━━━━━ Data records ━━━━━

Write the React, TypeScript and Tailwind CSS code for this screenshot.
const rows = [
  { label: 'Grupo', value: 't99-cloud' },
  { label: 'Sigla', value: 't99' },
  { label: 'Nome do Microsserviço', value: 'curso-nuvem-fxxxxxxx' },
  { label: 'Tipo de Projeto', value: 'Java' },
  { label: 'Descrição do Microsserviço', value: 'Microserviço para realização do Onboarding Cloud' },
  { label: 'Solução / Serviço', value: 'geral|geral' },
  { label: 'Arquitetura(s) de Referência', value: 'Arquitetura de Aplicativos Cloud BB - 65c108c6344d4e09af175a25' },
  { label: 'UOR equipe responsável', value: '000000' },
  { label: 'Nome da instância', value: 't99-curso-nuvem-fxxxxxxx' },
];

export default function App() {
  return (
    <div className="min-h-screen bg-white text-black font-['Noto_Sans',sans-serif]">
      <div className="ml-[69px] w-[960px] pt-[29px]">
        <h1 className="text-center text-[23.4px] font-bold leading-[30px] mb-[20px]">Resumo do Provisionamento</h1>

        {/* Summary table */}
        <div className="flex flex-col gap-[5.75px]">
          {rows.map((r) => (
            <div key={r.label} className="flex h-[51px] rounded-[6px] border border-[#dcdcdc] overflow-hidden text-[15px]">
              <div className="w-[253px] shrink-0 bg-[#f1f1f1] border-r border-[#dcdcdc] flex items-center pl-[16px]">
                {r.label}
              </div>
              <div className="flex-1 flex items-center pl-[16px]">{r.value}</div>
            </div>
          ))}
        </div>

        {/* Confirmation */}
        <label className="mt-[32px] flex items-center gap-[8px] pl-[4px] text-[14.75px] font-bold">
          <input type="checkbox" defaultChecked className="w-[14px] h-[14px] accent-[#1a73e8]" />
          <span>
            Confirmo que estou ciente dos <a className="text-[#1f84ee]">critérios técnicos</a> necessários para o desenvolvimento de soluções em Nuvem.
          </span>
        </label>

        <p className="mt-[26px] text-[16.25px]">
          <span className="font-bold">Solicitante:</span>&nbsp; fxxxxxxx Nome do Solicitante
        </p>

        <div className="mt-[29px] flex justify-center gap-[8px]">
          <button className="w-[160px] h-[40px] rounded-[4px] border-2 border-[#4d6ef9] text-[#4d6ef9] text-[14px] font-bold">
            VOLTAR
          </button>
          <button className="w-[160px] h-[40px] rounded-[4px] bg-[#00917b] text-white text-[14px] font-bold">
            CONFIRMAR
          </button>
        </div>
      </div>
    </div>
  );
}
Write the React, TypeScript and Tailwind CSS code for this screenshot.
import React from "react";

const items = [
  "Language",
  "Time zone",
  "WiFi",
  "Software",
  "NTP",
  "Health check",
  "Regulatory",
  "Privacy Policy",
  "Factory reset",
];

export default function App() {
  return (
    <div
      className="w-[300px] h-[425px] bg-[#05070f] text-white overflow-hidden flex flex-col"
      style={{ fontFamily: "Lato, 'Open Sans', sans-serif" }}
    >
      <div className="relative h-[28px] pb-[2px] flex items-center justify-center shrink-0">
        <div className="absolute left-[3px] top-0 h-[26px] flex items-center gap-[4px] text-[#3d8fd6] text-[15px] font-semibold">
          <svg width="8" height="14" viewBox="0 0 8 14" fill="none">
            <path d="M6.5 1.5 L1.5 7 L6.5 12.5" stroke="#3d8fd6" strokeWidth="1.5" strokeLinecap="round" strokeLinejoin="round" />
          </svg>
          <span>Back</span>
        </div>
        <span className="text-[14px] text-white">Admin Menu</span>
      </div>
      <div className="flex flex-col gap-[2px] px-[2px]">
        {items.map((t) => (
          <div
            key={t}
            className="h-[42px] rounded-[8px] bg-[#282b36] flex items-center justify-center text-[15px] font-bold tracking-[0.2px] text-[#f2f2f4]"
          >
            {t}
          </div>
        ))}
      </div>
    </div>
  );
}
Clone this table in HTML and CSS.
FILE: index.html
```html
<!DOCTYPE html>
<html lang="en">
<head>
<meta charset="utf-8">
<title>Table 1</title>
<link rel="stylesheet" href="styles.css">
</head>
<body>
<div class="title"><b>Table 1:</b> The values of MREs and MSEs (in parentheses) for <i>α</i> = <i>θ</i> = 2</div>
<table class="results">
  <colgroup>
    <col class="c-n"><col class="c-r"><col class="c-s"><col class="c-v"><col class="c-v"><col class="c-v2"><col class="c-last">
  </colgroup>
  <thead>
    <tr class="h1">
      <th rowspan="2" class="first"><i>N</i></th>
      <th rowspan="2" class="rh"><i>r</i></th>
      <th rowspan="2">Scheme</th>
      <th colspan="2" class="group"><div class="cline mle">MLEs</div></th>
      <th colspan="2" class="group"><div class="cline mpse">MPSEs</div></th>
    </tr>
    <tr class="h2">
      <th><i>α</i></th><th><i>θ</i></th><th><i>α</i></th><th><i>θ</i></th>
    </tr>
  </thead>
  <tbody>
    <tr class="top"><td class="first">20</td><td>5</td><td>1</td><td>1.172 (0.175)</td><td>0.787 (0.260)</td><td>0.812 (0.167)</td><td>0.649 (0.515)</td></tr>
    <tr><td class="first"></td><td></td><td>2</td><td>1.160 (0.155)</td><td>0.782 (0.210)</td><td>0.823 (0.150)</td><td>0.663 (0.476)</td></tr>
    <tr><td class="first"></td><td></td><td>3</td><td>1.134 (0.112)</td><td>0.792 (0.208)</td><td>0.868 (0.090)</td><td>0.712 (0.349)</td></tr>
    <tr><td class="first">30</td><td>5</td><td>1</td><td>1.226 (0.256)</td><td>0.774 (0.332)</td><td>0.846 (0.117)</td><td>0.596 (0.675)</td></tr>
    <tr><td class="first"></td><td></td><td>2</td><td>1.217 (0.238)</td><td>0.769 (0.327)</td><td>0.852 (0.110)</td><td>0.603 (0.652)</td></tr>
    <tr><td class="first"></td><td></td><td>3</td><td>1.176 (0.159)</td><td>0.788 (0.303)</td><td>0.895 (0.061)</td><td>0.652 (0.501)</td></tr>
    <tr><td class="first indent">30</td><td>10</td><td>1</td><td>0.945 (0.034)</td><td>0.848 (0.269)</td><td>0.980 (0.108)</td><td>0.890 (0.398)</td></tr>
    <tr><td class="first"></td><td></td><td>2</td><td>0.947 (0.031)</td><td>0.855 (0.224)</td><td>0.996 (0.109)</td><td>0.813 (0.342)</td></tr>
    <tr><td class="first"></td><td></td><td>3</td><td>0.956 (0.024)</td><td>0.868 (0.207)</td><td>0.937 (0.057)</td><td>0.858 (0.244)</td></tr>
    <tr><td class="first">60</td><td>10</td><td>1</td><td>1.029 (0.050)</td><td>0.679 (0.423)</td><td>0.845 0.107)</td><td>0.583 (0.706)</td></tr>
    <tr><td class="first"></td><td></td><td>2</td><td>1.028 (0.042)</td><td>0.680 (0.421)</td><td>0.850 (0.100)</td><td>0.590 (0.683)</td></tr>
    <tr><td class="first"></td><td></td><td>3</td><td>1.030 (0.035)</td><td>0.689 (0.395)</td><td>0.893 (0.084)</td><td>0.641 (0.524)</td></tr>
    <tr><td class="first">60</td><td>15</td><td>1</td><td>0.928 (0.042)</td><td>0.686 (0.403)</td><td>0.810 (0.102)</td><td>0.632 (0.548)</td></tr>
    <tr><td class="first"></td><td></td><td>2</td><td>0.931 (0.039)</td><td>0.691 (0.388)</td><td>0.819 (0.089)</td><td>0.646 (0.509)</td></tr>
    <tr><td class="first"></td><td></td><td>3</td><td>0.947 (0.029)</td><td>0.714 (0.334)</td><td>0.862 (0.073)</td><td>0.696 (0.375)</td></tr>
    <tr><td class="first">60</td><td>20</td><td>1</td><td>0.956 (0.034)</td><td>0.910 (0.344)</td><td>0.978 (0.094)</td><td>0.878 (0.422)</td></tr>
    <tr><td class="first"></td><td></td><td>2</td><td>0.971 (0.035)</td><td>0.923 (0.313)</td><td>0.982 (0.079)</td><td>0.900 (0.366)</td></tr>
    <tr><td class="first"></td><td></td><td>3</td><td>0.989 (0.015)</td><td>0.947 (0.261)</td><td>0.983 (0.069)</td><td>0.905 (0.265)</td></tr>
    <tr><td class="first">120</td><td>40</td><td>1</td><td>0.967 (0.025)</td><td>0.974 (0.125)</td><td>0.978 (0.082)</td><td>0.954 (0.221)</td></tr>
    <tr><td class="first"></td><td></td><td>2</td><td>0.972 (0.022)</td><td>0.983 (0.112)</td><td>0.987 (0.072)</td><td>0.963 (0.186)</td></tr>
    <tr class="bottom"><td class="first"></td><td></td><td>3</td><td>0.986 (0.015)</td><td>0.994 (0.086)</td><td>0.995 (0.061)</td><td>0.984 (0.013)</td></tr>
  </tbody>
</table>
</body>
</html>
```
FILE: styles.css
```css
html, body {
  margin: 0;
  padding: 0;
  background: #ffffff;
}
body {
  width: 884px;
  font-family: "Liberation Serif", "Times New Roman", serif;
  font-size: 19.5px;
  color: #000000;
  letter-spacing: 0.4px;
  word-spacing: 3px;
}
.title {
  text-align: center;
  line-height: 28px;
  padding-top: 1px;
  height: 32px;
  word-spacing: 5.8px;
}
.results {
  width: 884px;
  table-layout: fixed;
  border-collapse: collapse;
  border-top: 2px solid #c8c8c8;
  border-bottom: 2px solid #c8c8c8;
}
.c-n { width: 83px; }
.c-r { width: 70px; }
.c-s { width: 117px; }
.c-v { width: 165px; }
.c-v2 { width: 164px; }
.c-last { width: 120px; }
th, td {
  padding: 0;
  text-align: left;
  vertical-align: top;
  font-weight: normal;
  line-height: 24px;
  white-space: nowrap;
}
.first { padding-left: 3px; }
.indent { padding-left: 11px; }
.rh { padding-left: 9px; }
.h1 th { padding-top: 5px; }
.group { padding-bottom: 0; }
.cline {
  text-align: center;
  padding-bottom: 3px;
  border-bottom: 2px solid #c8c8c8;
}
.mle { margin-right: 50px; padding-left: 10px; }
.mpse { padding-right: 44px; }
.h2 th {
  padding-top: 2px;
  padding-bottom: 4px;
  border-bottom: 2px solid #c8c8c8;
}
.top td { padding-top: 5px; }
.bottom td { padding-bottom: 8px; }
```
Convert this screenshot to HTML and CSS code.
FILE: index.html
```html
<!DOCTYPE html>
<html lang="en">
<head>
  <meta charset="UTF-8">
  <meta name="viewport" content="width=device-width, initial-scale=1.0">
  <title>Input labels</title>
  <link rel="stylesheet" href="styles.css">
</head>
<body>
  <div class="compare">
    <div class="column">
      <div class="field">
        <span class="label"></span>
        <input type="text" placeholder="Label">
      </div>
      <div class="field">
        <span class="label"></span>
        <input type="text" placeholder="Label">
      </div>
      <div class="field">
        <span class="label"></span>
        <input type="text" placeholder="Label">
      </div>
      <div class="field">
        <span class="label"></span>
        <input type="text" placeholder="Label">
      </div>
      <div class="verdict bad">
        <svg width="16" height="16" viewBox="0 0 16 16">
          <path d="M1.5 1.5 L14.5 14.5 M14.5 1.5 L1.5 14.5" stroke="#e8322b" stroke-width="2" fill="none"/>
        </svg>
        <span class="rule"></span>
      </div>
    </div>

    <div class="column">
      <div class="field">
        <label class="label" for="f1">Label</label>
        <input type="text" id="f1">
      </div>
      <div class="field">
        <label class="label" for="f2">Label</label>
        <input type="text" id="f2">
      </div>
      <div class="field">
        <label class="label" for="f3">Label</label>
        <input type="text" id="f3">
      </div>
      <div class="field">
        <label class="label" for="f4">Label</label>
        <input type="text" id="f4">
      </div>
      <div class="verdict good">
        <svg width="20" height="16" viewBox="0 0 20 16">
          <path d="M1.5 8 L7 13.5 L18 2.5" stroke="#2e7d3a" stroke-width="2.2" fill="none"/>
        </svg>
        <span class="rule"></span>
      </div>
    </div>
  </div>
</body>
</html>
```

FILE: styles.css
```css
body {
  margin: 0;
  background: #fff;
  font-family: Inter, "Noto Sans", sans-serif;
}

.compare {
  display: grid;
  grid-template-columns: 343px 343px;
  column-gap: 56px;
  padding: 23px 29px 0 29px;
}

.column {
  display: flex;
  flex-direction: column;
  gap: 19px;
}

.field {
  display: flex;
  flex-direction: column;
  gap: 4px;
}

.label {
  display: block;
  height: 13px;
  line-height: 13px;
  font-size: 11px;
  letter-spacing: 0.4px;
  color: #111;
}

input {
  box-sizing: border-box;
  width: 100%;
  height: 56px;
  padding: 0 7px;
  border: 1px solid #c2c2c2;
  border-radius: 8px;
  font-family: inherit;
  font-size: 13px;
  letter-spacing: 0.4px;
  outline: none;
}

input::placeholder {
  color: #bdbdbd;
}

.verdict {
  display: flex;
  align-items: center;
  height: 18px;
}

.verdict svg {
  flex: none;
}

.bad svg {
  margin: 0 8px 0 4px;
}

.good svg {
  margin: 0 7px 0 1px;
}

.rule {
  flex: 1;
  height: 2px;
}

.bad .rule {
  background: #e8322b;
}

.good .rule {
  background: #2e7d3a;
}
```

━━━━━

### Problem statement
Output only the lines from the top of the entries through the one holding "text-[23.4px] font-bold leading-[30px]", copied exactly.

### The reply
Write the React, TypeScript and Tailwind CSS code for this screenshot.
const rows = [
  { label: 'Grupo', value: 't99-cloud' },
  { label: 'Sigla', value: 't99' },
  { label: 'Nome do Microsserviço', value: 'curso-nuvem-fxxxxxxx' },
  { label: 'Tipo de Projeto', value: 'Java' },
  { label: 'Descrição do Microsserviço', value: 'Microserviço para realização do Onboarding Cloud' },
  { label: 'Solução / Serviço', value: 'geral|geral' },
  { label: 'Arquitetura(s) de Referência', value: 'Arquitetura de Aplicativos Cloud BB - 65c108c6344d4e09af175a25' },
  { label: 'UOR equipe responsável', value: '000000' },
  { label: 'Nome da instância', value: 't99-curso-nuvem-fxxxxxxx' },
];

export default function App() {
  return (
    <div className="min-h-screen bg-white text-black font-['Noto_Sans',sans-serif]">
      <div className="ml-[69px] w-[960px] pt-[29px]">
        <h1 className="text-center text-[23.4px] font-bold leading-[30px] mb-[20px]">Resumo do Provisionamento</h1>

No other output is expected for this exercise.